◆ **Direction**
Data follows below. Repeat exactly the lines between the line holding "Generate a component" and the line holding "const panelActions = ['添加', '删除', '清空', '应用'];", inclusive, and nothing more; drop pictures.

-- START OF Material shown --

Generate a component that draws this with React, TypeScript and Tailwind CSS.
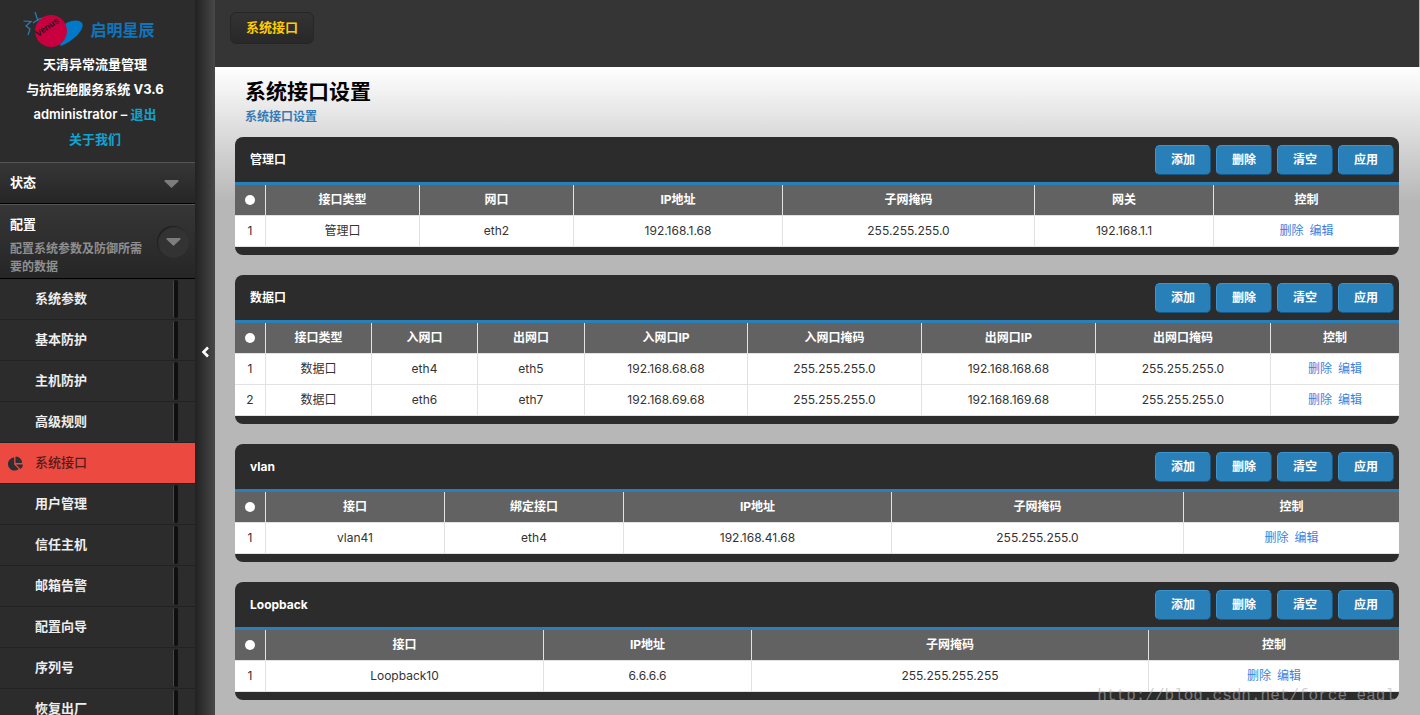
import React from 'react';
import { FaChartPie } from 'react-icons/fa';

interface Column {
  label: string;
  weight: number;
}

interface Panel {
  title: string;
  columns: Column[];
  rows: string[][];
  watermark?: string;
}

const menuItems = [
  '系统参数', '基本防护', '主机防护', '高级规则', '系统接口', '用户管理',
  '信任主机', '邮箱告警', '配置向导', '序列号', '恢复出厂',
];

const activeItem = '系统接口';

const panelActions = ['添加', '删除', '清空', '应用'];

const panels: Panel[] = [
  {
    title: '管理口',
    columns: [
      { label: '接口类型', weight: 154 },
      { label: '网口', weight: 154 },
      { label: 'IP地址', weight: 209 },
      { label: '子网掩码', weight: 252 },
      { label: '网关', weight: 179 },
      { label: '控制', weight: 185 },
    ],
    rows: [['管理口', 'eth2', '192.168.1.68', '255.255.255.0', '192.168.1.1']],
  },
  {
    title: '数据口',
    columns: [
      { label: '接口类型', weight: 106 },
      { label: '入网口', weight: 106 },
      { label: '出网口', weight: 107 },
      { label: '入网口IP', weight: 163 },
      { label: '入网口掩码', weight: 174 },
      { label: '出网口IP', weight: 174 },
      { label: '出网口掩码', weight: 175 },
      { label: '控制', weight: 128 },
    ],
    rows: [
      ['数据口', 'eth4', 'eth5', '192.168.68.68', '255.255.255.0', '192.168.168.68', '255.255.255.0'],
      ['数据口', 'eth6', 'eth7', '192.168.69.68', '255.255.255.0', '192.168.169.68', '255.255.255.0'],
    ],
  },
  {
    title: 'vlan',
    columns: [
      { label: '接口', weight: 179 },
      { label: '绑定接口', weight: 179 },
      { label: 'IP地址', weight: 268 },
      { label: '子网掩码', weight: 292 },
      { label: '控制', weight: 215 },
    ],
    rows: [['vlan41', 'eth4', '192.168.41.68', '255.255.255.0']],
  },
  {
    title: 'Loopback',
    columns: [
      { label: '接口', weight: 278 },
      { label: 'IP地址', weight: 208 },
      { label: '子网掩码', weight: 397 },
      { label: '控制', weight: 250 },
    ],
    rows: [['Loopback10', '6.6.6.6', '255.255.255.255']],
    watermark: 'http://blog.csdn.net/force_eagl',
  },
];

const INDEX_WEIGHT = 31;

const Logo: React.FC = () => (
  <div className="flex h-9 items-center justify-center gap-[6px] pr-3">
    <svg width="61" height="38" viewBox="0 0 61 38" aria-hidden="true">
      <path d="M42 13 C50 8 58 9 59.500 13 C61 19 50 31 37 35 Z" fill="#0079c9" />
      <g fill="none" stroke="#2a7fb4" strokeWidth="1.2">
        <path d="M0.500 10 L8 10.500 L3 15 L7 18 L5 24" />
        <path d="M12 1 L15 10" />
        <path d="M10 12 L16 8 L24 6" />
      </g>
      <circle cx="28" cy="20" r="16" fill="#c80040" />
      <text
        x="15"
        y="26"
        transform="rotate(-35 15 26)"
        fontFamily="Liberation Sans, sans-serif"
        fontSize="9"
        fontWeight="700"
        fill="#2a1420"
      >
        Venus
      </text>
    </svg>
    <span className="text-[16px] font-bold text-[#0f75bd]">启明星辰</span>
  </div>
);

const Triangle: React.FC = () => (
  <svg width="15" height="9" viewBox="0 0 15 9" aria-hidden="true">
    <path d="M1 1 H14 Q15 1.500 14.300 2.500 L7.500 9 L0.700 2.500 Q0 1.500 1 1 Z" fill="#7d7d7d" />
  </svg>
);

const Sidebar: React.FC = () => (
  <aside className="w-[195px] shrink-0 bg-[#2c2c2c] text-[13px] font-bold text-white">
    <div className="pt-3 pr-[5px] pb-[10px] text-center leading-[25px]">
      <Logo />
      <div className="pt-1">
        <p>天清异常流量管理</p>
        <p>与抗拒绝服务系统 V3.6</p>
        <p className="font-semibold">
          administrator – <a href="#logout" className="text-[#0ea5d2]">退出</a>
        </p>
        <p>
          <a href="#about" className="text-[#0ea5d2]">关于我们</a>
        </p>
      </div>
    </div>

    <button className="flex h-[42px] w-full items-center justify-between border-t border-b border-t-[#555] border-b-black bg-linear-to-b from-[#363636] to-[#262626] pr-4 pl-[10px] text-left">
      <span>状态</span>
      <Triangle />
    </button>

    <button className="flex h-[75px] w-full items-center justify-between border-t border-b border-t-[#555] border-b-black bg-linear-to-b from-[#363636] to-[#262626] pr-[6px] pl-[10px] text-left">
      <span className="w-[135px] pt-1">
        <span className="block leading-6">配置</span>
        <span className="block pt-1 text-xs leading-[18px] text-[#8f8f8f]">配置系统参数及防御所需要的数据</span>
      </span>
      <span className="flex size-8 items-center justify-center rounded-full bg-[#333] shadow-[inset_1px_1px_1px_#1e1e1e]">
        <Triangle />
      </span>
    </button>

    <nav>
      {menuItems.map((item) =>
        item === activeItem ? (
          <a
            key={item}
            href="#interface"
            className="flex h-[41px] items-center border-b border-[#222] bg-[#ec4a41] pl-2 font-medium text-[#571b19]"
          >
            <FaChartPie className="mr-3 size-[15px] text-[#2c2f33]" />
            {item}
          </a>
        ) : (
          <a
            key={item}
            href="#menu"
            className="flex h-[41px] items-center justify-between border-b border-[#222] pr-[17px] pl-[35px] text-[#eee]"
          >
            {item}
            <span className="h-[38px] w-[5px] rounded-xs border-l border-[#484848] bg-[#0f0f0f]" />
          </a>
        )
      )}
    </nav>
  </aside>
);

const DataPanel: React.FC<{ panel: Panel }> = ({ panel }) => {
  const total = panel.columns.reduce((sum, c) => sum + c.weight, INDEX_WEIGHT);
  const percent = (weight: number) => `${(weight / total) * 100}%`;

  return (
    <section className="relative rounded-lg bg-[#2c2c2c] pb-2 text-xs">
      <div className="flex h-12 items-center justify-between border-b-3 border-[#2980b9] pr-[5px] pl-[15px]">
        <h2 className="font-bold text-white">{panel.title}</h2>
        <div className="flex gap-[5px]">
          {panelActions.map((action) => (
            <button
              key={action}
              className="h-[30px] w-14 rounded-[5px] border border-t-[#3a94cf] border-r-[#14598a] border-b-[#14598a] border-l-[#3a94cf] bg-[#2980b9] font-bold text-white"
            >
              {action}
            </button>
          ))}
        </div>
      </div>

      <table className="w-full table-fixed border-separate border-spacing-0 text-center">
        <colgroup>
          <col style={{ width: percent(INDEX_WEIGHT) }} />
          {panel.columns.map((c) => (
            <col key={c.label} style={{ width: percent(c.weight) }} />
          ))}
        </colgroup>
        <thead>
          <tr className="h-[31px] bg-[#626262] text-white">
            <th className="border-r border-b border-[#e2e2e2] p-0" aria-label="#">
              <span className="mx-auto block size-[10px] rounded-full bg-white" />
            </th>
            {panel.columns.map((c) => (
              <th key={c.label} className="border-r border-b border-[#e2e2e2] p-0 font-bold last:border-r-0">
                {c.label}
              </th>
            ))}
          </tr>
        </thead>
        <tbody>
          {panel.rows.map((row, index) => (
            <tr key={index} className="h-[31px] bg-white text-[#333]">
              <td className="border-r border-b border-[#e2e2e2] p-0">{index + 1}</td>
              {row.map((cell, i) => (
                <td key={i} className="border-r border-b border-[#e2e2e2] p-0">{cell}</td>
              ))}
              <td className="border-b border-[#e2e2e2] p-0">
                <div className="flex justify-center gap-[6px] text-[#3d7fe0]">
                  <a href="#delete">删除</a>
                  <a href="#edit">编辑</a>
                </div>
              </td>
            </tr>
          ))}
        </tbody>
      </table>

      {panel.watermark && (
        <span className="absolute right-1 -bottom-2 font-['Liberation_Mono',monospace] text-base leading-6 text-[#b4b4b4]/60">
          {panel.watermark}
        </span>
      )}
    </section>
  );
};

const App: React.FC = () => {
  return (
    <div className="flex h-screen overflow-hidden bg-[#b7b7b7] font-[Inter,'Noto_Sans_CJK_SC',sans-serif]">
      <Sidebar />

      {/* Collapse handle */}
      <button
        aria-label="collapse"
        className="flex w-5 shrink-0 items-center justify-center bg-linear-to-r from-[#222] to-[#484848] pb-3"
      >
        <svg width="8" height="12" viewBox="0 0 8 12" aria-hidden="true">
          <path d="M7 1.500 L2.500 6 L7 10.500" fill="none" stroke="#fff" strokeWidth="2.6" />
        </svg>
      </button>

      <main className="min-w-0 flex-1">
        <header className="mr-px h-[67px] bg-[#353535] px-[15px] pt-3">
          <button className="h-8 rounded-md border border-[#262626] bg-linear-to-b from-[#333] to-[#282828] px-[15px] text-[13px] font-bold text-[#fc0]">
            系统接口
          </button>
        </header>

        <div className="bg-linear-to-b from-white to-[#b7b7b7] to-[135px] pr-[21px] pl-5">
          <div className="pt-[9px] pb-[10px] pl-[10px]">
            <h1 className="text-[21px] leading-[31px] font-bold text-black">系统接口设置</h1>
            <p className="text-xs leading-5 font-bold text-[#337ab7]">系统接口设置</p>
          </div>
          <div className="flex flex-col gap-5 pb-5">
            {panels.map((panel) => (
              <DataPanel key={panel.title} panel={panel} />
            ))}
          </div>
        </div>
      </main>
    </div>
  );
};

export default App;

-- END OF Material shown --
-- START OF Material shown --

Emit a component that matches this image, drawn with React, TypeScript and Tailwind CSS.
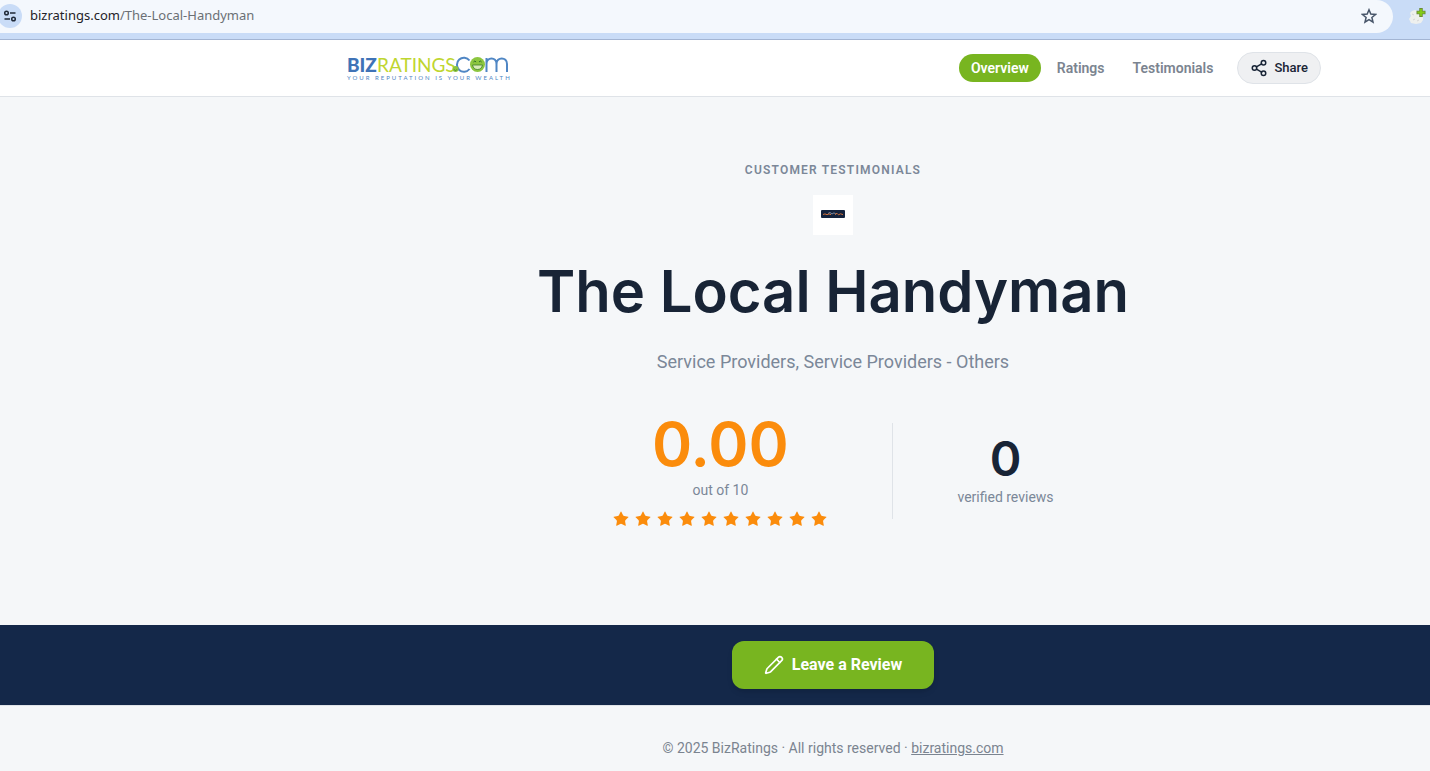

-- END OF Material shown --

◆ **Result of the exercise**
Generate a component that draws this with React, TypeScript and Tailwind CSS.
import React from 'react';
import { FaChartPie } from 'react-icons/fa';

interface Column {
  label: string;
  weight: number;
}

interface Panel {
  title: string;
  columns: Column[];
  rows: string[][];
  watermark?: string;
}

const menuItems = [
  '系统参数', '基本防护', '主机防护', '高级规则', '系统接口', '用户管理',
  '信任主机', '邮箱告警', '配置向导', '序列号', '恢复出厂',
];

const activeItem = '系统接口';

const panelActions = ['添加', '删除', '清空', '应用'];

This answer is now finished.